Personal information
- Full name: Douglas Hamilton McLean
- Born: 18 March 1863 Sydney, Australia
- Died: 5 February 1901 (aged 37) Johannesburg, Transvaal

Domestic team information
- 1896: Somerset

Career statistics
| Competition | FC |
| Matches | 1 |
| Runs scored | 13 |
| Batting average | 13.00 |
| 100s/50s | 0/0 |
| Top score | 9* |
| Catches/stumpings | 0/– |
- Source: CricketArchive, 22 December 2015

= Douglas McLean (rower) =

English rower and cricketer

Douglas Hamilton McLean (18 March 1863 - 5 February 1901) was a British rower who rowed in the Boat Race five times and won Silver Goblets at Henley Royal Regatta. He was also a cricketer who played one match for Somerset in 1896.
McLean was born in Sydney, the son of John Donald McLean, colonial treasurer of Queensland, Australia. He went to England where was educated at Eton College and made his first appearance at Henley in the Eton eight winning the Ladies' Challenge Plate in 1882. He went on to New College, Oxford where he rowed in the Oxford crew in the Boat Race five times between 1883 and 1887, winning the 1883 and 1885 races. He won the University Pairs for New College in 1885 and also Silver Goblets at Henley with his brother, Hector McLean. In 1886 the McLean brothers were beaten in the final of the Silver Goblets by Stanley Muttlebury and Fraser Churchill. McLean was Australia in December 1886 when he played a match for Geelong Cricket Club and then in India at the start of 1887, but returned in time to take part in his fifth boat race. During the race McLean's oar broke. Oxford were behind at Barnes Railway Bridge, but Cambridge moved into rougher water too far over to the Surrey bank and Oxford were expecting to push through when the disaster struck. Guy Nickalls, then in his first Boat Race, recorded "Then, 'Ducker' McLean broke his oar off short at the button. With the station in our favour and him out of the boat we could have won even then, but 'Ducker' funked the oncoming penny steamers and, instead of jumping overboard as he should have done, we had to lug his now useless body along, to lose the finish." At Henley the McLeans were again runners up in Silver Goblets to Muttlebury and Charles Theodore Barclay.

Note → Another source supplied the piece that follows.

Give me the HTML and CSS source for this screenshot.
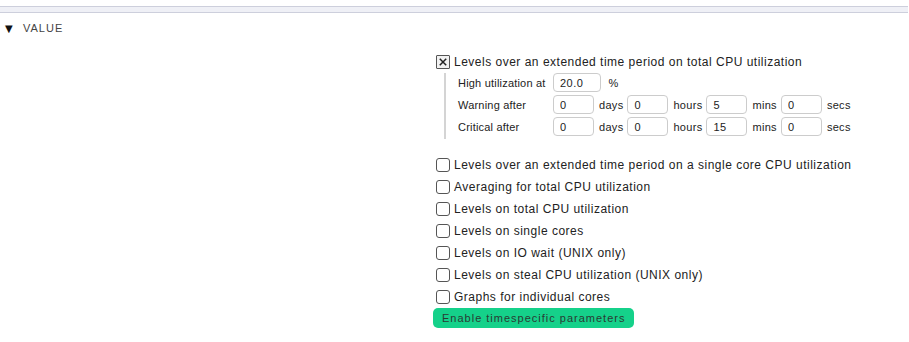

McLean's brother Hector died at the beginning of 1888 and Douglas started as a rowing coach. He coached the Oxford crews which went on to win over a five-year period. Otherwise he lived in Somerset. On 16 June 1888 he was commissioned as a second lieutenant in the North Somerset Yeomanry, he was promoted lieutenant on 22 October 1892, and captain on 4 October 1893. In the 1896 cricket season, he made a single first-class cricket appearance as wicket-keeper for Somerset against a Cambridge University team in which W. G. Grace, Jr. opened the batting. From the tailend, McLean scored 9 not out in the first innings, and 4 runs in the second innings. He was also "a fair shot, a very painstaking billiard-player, and a dignified person, who was equally imperturbable whether sitting as a Justice of the Peace or watching a close boat race". In 1898 McLean collaborated with William Grenfell in authoring Rowing and Punting, the fourth and final volume for The Suffolk Sporting Series on Sport. The work was commissioned from Bertram Fletcher Robinson and edited by Henry Howard, 18th Earl of Suffolk.

After the outbreak of the Second Anglo-Boer War in late 1899, McLean volunteered for active service with the Imperial Yeomanry, where he commissioned in the 69th (Sussex) Company on 28 March 1900, with the rank of lieutenant in army. He was promoted to captain in the army on 16 August 1900, and later served under the military governor of Pretoria. He died of enteric fever in Johannesburg at the age of 37. He is commemorated on the Boer War memorial in the churchyard of St Mary the Virgin, Battle, East Sussex, and on the Eton College memorial, in Lapton's Chapel within Eton College Chapel.